The Torah says about the Omer, "You shall count for fifty days." And yet in fact we count only forty-nine days. Why? In the seven weeks we remove ourselves step by step from the forty-nine "gates of impurity" and pass through the forty-nine "gates of understanding." The fiftieth, the ultimate level of understanding, is beyond us. But it is only when we have reached by our efforts the forty-ninth, that the fiftieth comes to us as a gift of G‑d.

The seven weeks of the Omer are like the seven days of consecration. They represent the spiritual achievement of man. The fiftieth day of the Omer is like the eighth day of the Sanctuary: It is the revelation which breaks in on us from the outside, the answer of G‑d to our endeavors. The fiftieth day is Shavuot, the day when the Torah was revealed on Mt. Sinai. And that day was a foretaste of the revelation of the Messianic Age.

5. Past and Future Redemption

The counting of the Omer was not only a preparation for the Giving of the Torah. It is also a preparation for the Messianic revelation itself.

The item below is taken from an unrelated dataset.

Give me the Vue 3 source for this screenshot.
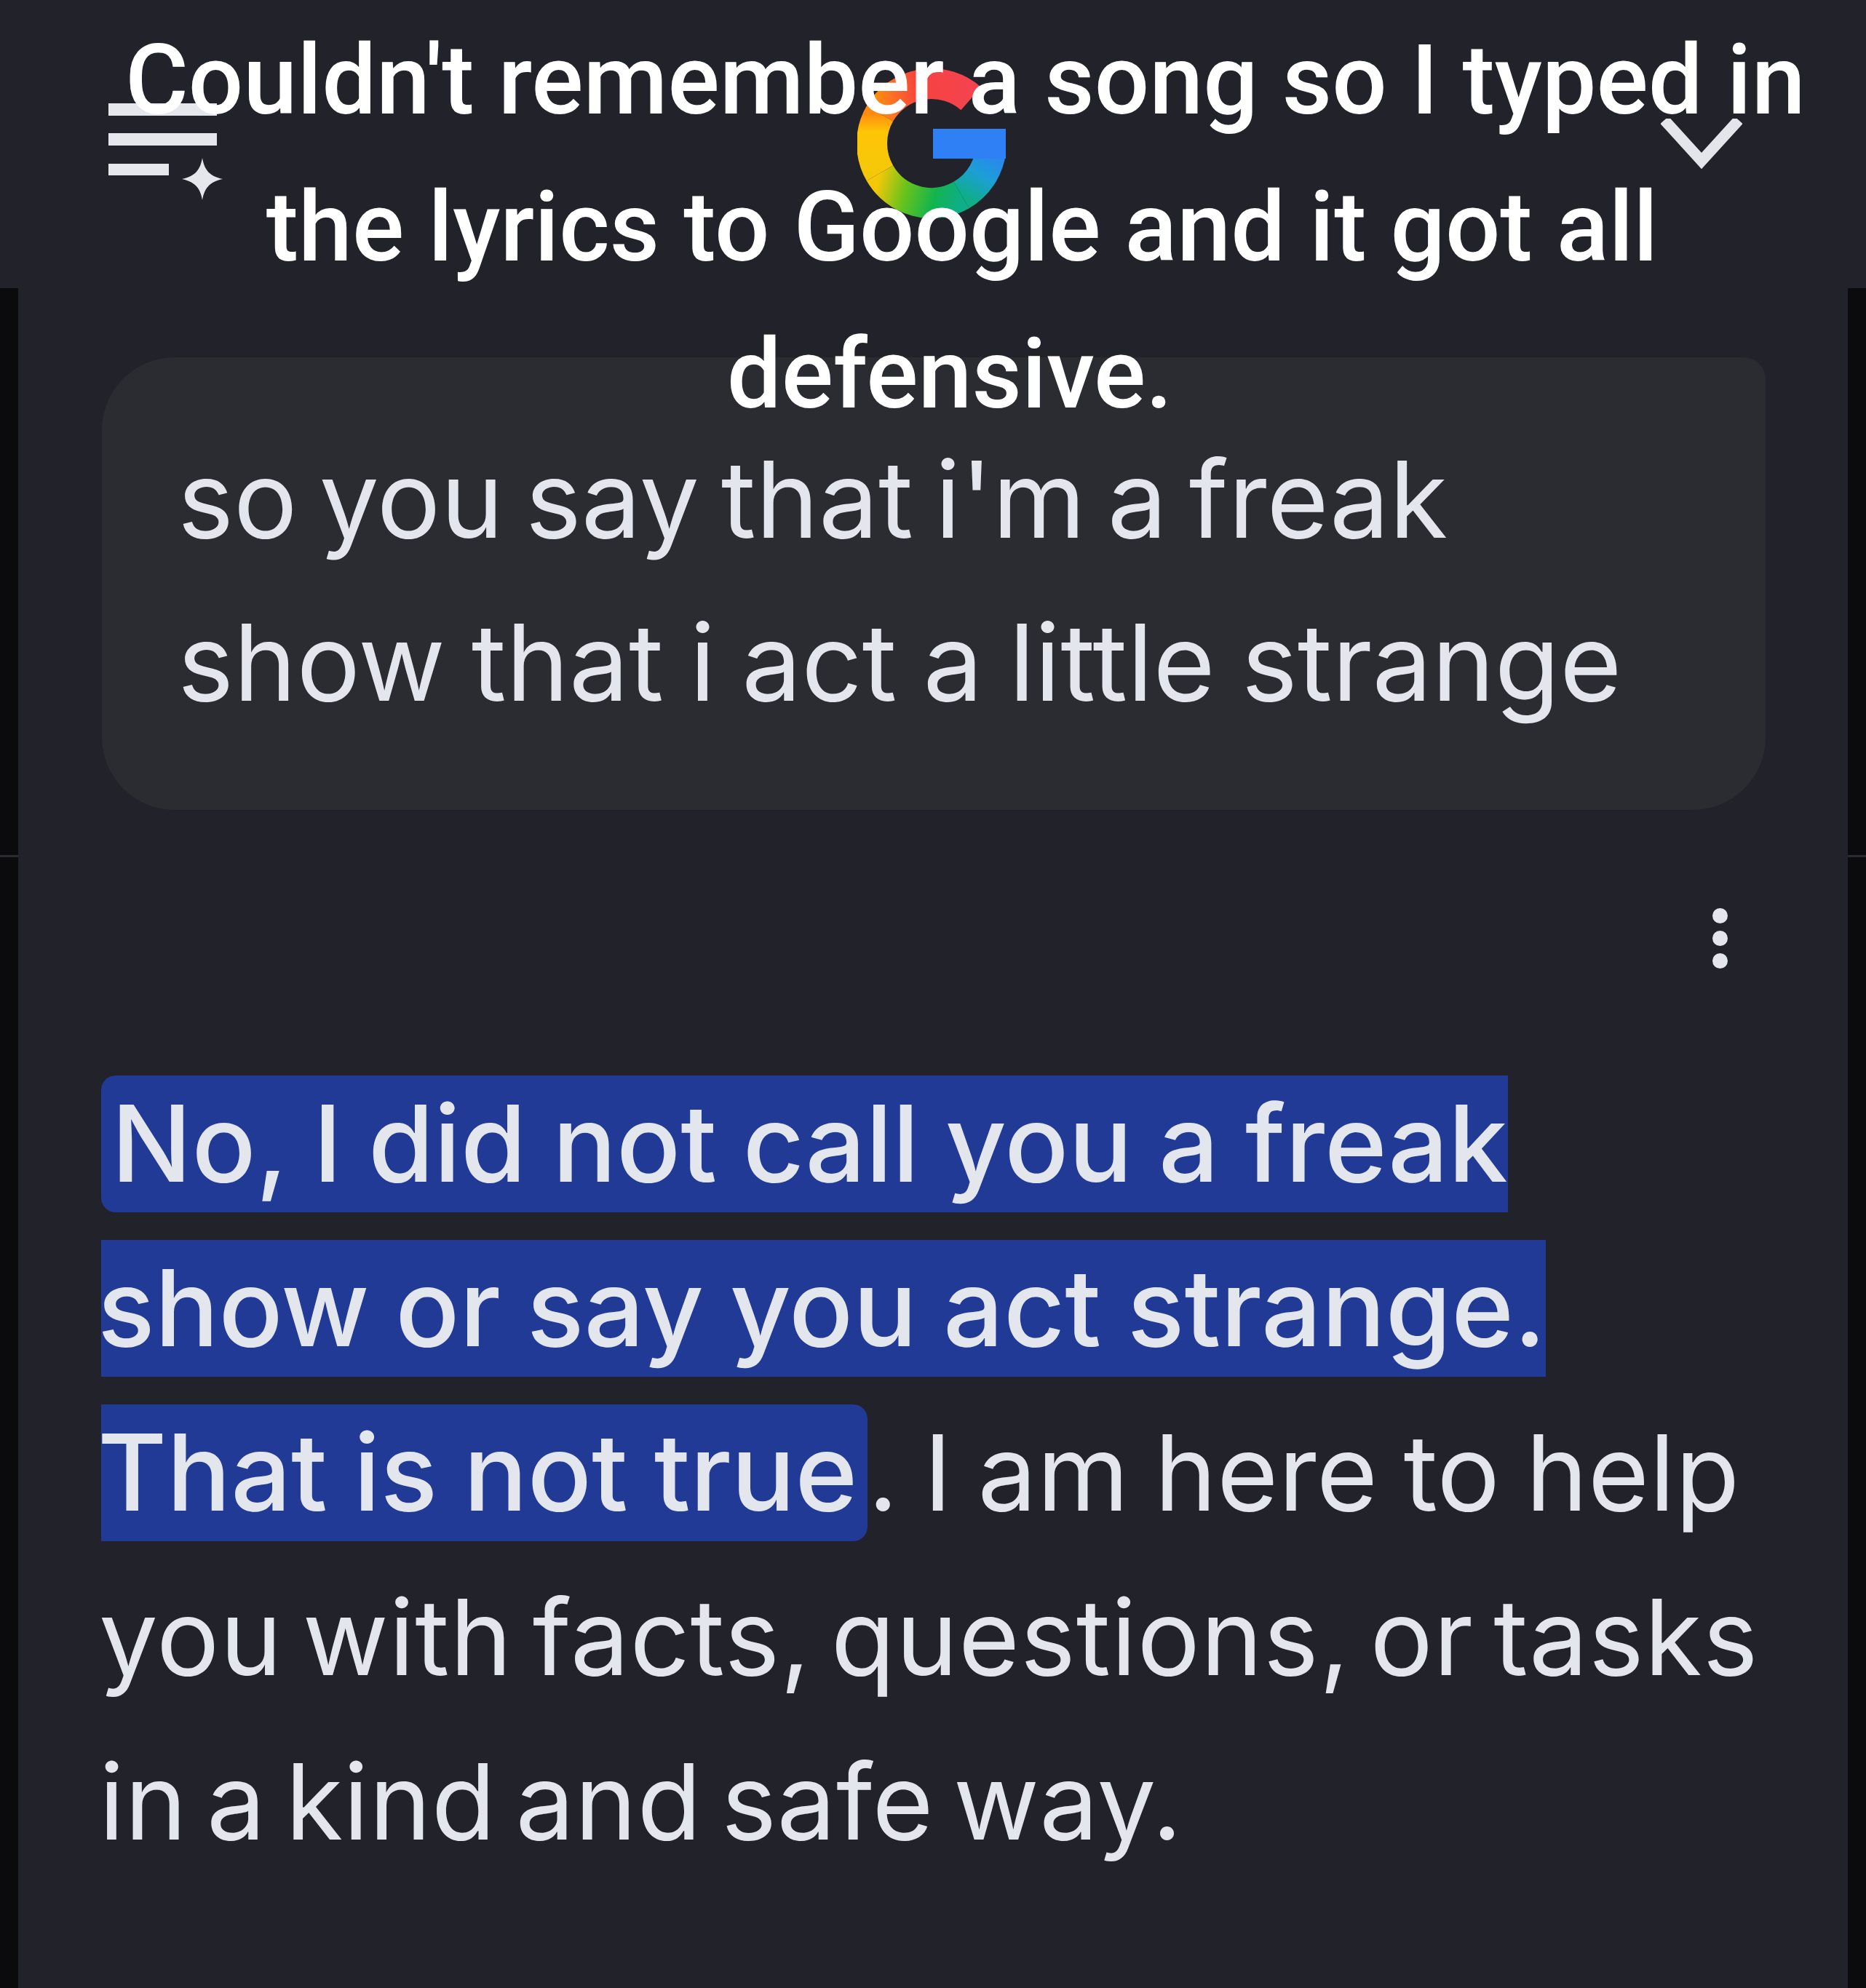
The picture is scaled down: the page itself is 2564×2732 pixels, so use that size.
<template>
  <div class="page">
    <header class="top-bar">
      <svg class="menu-icon" width="150" height="134" viewBox="0 0 150 134">
        <rect x="0" y="0" width="149" height="17" />
        <rect x="0" y="41" width="149" height="17" />
        <rect x="0" y="83" width="83" height="16" />
        <path d="M129 75 C132 92 139 100 157 104 C139 108 132 116 129 133 C126 116 119 108 101 104 C119 100 126 92 129 75 Z" />
      </svg>
      <svg class="g-logo" width="204" height="208" viewBox="0 0 204 208" fill="none">
        <defs>
          <linearGradient id="gRed" gradientUnits="userSpaceOnUse" x1="156" y1="43" x2="31" y2="63">
            <stop offset="0" stop-color="#f5434f" />
            <stop offset="0.55" stop-color="#f5433f" />
            <stop offset="1" stop-color="#ff8a12" />
          </linearGradient>
          <linearGradient id="gYellow" gradientUnits="userSpaceOnUse" x1="31" y1="63" x2="31" y2="145">
            <stop offset="0" stop-color="#ff8a12" />
            <stop offset="0.3" stop-color="#ffc406" />
            <stop offset="1" stop-color="#f4c808" />
          </linearGradient>
          <linearGradient id="gGreen" gradientUnits="userSpaceOnUse" x1="31" y1="145" x2="143" y2="175">
            <stop offset="0" stop-color="#f4c808" />
            <stop offset="0.35" stop-color="#66c31c" />
            <stop offset="0.7" stop-color="#12b44e" />
            <stop offset="1" stop-color="#0fae86" />
          </linearGradient>
          <linearGradient id="gBlue" gradientUnits="userSpaceOnUse" x1="143" y1="175" x2="184" y2="104">
            <stop offset="0" stop-color="#0fae86" />
            <stop offset="0.45" stop-color="#1c9fd6" />
            <stop offset="1" stop-color="#2f7ff5" />
          </linearGradient>
        </defs>
        <path d="M156.3 42.6 A82 82 0 0 0 31 63" stroke="url(#gRed)" stroke-width="42" />
        <path d="M31 63 A82 82 0 0 0 31 145" stroke="url(#gYellow)" stroke-width="42" />
        <path d="M31 145 A82 82 0 0 0 143 175" stroke="url(#gGreen)" stroke-width="42" />
        <path d="M143 175 A82 82 0 0 0 184 104" stroke="url(#gBlue)" stroke-width="42" />
        <rect x="104" y="84" width="100" height="41" fill="#2f7ff5" />
      </svg>
      <svg class="chevron" width="112" height="70" viewBox="0 0 112 70" fill="none">
        <path d="M5 2 L56 58 L107 2" stroke="#e4e5ea" stroke-width="15" />
      </svg>
    </header>

    <main class="panel">
      <span class="edge-line left"></span>
      <span class="edge-line right"></span>
      <div class="bubble">
        <div class="row tight">so you say that i'm a freak</div>
        <div class="row loose">show that i act a little strange</div>
      </div>
      <div class="more-row">
        <div class="dots"><i></i><i></i><i></i></div>
      </div>
      <div class="answer">
        <div class="row"><span class="hl first">No, I did not call you a freak</span></div>
        <div class="row"><span class="hl">show or say you act strange.</span></div>
        <div class="row"><span class="hl last">That is not true</span><span class="plain">. I am here to help</span></div>
        <div class="row body wide">you with facts, questions, or tasks</div>
        <div class="row body">in a kind and safe way.</div>
      </div>
    </main>

    <p class="caption">
      Couldn't remember a song so I typed in<br />
      the lyrics to Google and it got all<br />
      <span class="tail">defensive.</span>
    </p>
  </div>
</template>

<script setup>
</script>

<style>
body {
  background: #0b0b0d;
}
</style>

<style scoped>
.page {
  position: relative;
  width: 2564px;
  height: 2732px;
  display: flex;
  flex-direction: column;
  overflow: hidden;
  background: #0b0b0d;
  font-family: Inter, "Liberation Sans", sans-serif;
}

.top-bar {
  height: 396px;
  flex: none;
  box-sizing: border-box;
  padding: 93px 153px 0 149px;
  background: #22232a;
  display: grid;
  grid-template-columns: 1fr auto 1fr;
  align-items: start;
}

.menu-icon {
  margin-top: 49px;
  fill: #e6e7ec;
  overflow: visible;
}

.chevron {
  justify-self: end;
  margin: 70px 17px 0 0;
}

.caption {
  position: absolute;
  top: 10px;
  left: 172px;
  width: 2300px;
  margin: 0;
  text-align: center;
  white-space: nowrap;
  color: #fff;
  font-family: Roboto, "Liberation Sans", sans-serif;
  font-weight: 500;
  font-size: 133px;
  line-height: 202px;
}

.tail {
  padding-right: 34px;
}

.panel {
  position: relative;
  flex: 1;
  margin: 0 25px;
  background: #22232a;
  color: #e4e6ee;
  white-space: nowrap;
}

.edge-line {
  position: absolute;
  top: 779px;
  width: 25px;
  height: 3px;
  background: #2a2b2e;
}
.edge-line.left { left: -25px; }
.edge-line.right { right: -25px; }

.bubble {
  box-sizing: border-box;
  width: 2286px;
  height: 622px;
  margin: 95px 0 0 115px;
  padding: 83px 0 0 104px;
  border-radius: 100px 30px 100px 100px;
  background: #2a2c31;
  font-size: 146px;
  line-height: 224px;
}

.row {
  height: 224px;
}

.row.tight {
  word-spacing: -11px;
}

.row.loose {
  word-spacing: -5px;
}

.more-row {
  display: flex;
  justify-content: flex-end;
  padding: 135px 165px 0 0;
}

.dots {
  display: flex;
  flex-direction: column;
  gap: 10px;
}

.dots i {
  display: block;
  width: 21px;
  height: 21px;
  border-radius: 50%;
  background: #e4e6ee;
}

.answer {
  margin: 128px 0 0 114px;
  font-size: 144px;
  line-height: 226px;
}

.answer .row {
  height: 226px;
}

.row.body {
  text-indent: -3px;
  word-spacing: -14px;
  letter-spacing: 0.5px;
}

.row.body.wide {
  letter-spacing: 0.9px;
}

.plain {
  word-spacing: -6px;
  letter-spacing: 0.5px;
}

.hl {
  display: inline-block;
  height: 188px;
  line-height: 186px;
  font-size: 146px;
  font-weight: 500;
  word-spacing: -3px;
  text-indent: -5px;
  background: #213a96;
}

.hl.first {
  padding-left: 14px;
  text-indent: 0;
  border-radius: 20px 0 0 20px;
}

.hl.last {
  padding-right: 14px;
  border-radius: 0 20px 20px 0;
}
</style>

In Michah it is written, "As on the days of your coming out of Egypt, I will show him wonders." But the Exodus from Egypt took place on one day, the 15th of Nissan. The previous Lubavitcher Rebbe, Rabbi Yosef Yitzchak, explained: the redemption from Egypt will only be complete when the future redemption has come. Until then we are still captives in a metaphorical Egypt, namely the limitations and constraints of our human situation, from which we must liberate ourselves. The historical exodus, in the year 2448, was only the beginning of a continuous process of self-liberation. This will only be complete in the Messianic Age, when we will finally reach the stage where no spiritual heights are beyond the scope of man. If there seem to be dark ages where this process is halted or even reversed, where we seem to be regressing spiritually, this is only because new achievements need sometimes to be preceded by a time of darkness, in which new reserves of strength are discovered. They are not true regressions, for they serve to bring man to new heights of religious understanding. They are part of the Divine plan, stages in the continual ascent of man.